## MATERIAL SHOWN
==========
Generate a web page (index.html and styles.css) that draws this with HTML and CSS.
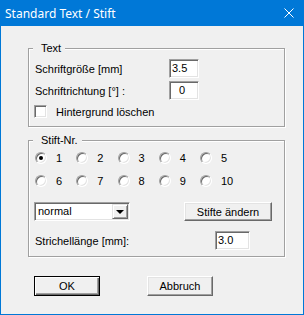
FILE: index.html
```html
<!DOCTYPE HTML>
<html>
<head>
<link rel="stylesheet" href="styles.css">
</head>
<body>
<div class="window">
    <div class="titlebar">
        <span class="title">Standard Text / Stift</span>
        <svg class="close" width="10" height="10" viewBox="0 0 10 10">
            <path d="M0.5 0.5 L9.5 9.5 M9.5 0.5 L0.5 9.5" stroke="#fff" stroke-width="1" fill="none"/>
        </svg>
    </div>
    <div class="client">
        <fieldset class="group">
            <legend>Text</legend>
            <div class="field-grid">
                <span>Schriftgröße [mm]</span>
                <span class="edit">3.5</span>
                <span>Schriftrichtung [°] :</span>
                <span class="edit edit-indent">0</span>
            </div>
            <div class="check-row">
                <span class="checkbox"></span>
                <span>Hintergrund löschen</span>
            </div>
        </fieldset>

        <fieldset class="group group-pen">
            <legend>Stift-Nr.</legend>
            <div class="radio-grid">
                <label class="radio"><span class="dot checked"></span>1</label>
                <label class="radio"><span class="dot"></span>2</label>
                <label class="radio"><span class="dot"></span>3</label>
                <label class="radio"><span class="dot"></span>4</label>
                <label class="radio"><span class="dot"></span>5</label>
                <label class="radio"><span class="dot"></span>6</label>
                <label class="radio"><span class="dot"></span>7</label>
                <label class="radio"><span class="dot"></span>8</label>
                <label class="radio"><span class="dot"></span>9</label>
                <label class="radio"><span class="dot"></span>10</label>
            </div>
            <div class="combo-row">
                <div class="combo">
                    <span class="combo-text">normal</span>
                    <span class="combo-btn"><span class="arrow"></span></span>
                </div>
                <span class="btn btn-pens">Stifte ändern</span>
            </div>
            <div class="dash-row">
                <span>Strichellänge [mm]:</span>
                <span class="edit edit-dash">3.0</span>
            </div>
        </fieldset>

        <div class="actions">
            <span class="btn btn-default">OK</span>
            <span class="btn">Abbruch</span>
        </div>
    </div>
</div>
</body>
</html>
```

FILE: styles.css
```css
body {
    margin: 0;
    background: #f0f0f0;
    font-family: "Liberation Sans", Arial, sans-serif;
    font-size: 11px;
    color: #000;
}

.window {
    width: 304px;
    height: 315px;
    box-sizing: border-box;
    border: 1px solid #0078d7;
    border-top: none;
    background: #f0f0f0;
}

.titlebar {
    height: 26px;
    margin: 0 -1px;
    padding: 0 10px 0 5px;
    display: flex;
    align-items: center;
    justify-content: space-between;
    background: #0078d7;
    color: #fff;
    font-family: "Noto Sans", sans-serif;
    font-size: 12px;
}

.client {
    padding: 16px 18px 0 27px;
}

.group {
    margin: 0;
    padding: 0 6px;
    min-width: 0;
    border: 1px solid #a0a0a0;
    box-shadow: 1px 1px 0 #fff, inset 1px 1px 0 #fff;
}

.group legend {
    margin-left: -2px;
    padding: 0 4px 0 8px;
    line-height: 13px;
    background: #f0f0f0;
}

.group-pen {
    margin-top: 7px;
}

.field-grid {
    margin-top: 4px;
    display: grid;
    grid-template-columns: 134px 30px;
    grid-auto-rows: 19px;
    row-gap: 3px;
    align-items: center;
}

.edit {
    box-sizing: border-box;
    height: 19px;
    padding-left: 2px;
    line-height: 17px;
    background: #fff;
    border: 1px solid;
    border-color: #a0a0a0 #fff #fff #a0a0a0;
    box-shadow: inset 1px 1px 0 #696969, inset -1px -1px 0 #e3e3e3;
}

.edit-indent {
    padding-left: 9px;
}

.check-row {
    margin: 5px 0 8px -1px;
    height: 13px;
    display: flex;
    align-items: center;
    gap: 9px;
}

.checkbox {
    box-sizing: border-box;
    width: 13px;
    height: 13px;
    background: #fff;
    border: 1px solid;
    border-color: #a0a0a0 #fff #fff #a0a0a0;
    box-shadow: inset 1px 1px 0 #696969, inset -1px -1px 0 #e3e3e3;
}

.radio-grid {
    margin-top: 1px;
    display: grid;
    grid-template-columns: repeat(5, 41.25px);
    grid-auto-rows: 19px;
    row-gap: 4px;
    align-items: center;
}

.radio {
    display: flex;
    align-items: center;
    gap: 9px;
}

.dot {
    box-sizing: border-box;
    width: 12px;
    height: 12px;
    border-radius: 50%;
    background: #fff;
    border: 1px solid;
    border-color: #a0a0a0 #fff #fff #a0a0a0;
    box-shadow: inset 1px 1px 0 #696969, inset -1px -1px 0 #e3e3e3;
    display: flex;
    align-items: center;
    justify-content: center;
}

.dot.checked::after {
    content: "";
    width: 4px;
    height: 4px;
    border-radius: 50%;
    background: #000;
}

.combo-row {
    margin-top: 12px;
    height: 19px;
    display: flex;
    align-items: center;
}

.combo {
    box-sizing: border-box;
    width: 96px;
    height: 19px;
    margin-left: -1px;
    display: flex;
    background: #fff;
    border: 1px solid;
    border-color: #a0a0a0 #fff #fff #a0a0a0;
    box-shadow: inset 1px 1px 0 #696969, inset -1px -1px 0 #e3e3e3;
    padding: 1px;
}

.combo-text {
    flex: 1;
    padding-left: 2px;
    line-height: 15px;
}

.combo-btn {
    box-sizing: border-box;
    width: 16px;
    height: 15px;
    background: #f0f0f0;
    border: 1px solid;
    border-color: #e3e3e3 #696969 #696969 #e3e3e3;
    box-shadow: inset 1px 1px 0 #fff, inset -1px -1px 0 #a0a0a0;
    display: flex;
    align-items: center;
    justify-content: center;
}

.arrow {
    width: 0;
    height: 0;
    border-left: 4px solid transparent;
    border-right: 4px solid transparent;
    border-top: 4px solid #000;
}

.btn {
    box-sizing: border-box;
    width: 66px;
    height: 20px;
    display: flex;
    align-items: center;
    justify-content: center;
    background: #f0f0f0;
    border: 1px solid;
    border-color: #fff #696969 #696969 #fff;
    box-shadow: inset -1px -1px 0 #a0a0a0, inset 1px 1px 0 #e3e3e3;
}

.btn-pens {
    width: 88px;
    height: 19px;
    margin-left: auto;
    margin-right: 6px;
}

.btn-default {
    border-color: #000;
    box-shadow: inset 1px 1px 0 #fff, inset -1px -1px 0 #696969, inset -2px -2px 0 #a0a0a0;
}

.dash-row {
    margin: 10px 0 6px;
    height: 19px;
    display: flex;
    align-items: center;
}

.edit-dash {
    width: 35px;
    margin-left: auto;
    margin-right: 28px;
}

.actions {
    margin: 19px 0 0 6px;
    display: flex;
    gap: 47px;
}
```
==========
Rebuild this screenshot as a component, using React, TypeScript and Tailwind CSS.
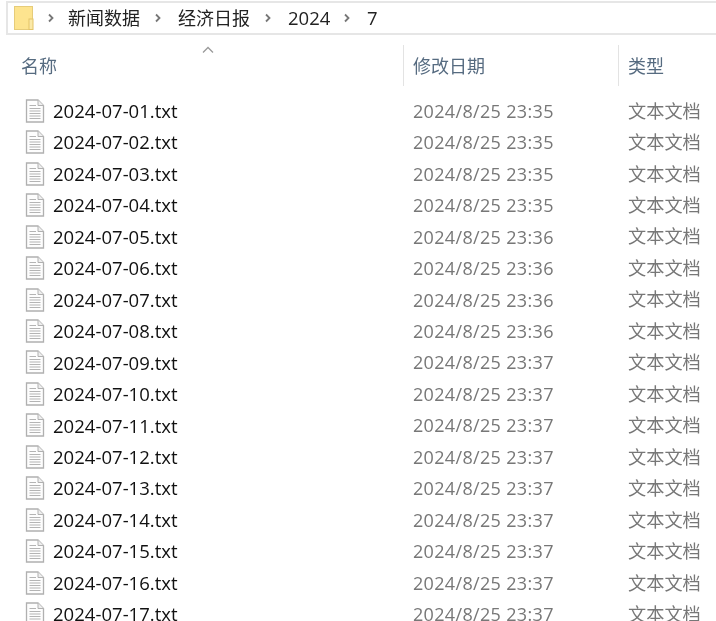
==========
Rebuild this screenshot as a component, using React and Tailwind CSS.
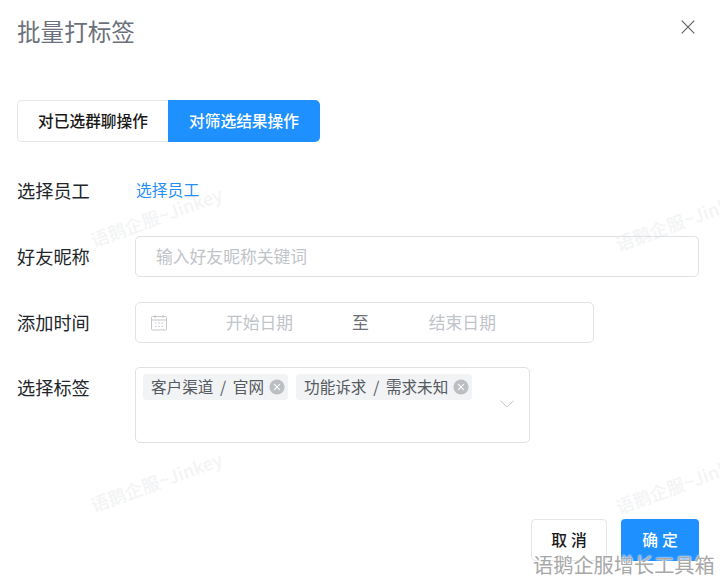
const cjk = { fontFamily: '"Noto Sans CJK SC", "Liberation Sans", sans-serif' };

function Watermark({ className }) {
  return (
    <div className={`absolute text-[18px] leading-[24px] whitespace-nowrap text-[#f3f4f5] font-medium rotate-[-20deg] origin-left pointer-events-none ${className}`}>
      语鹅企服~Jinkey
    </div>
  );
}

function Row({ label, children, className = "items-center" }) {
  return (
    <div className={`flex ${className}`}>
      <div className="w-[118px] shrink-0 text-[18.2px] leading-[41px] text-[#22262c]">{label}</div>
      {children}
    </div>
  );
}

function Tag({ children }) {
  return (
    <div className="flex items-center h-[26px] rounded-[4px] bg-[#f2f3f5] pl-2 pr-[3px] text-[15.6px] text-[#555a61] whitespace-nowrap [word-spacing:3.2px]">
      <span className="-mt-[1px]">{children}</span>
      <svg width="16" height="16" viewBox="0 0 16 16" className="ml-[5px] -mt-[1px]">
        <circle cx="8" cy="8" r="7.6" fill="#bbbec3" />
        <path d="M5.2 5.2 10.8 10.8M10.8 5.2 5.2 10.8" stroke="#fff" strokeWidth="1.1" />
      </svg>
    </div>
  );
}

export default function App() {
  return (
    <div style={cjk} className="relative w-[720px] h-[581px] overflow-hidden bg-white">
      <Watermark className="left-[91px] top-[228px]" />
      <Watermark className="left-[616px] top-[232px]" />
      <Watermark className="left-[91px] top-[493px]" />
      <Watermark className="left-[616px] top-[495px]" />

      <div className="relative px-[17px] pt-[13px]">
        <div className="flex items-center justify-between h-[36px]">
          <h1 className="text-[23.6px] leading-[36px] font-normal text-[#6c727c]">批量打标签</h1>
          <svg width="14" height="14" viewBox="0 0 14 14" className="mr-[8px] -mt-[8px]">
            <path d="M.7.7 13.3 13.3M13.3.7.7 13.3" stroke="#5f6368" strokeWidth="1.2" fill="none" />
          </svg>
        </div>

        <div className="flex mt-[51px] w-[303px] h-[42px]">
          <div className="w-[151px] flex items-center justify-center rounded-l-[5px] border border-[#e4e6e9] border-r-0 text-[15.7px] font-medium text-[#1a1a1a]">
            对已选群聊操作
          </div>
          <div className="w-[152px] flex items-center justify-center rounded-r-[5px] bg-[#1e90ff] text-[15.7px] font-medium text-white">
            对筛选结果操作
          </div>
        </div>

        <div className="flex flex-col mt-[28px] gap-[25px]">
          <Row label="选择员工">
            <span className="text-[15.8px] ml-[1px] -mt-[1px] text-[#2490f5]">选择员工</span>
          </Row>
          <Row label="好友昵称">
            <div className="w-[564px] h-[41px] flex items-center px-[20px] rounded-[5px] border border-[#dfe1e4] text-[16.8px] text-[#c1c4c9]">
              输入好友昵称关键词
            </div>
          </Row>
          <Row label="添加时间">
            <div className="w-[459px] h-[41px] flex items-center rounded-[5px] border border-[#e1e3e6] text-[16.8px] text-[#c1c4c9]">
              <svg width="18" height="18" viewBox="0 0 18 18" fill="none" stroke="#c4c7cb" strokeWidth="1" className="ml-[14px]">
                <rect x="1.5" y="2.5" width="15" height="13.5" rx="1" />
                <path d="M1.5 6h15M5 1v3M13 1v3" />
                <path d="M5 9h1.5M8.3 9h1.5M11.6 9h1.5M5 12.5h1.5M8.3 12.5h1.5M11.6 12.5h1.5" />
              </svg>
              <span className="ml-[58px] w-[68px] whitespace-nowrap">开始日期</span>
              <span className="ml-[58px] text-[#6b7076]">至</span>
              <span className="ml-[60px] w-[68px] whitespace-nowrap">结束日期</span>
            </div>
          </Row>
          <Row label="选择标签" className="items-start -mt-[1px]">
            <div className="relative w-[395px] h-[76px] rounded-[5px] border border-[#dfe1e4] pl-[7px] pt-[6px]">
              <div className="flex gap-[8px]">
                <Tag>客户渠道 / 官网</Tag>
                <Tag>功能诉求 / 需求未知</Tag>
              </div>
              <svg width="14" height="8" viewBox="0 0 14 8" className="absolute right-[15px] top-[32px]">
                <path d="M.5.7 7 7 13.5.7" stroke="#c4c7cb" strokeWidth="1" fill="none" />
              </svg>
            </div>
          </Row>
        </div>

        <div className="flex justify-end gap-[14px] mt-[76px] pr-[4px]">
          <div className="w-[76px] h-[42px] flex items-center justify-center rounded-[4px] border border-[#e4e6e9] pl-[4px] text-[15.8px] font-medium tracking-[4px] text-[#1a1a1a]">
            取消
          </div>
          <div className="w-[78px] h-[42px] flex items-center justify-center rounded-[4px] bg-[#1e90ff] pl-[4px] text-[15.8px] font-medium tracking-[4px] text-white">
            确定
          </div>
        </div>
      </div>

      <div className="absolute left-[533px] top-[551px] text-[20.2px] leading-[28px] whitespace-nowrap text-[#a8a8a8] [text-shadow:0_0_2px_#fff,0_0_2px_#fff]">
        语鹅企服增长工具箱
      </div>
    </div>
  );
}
==========
## TASK PROMPT
Search the data for "component". Copy every matching line.

## ANSWER TO THE PROBLEM
Rebuild this screenshot as a component, using React, TypeScript and Tailwind CSS.
Rebuild this screenshot as a component, using React and Tailwind CSS.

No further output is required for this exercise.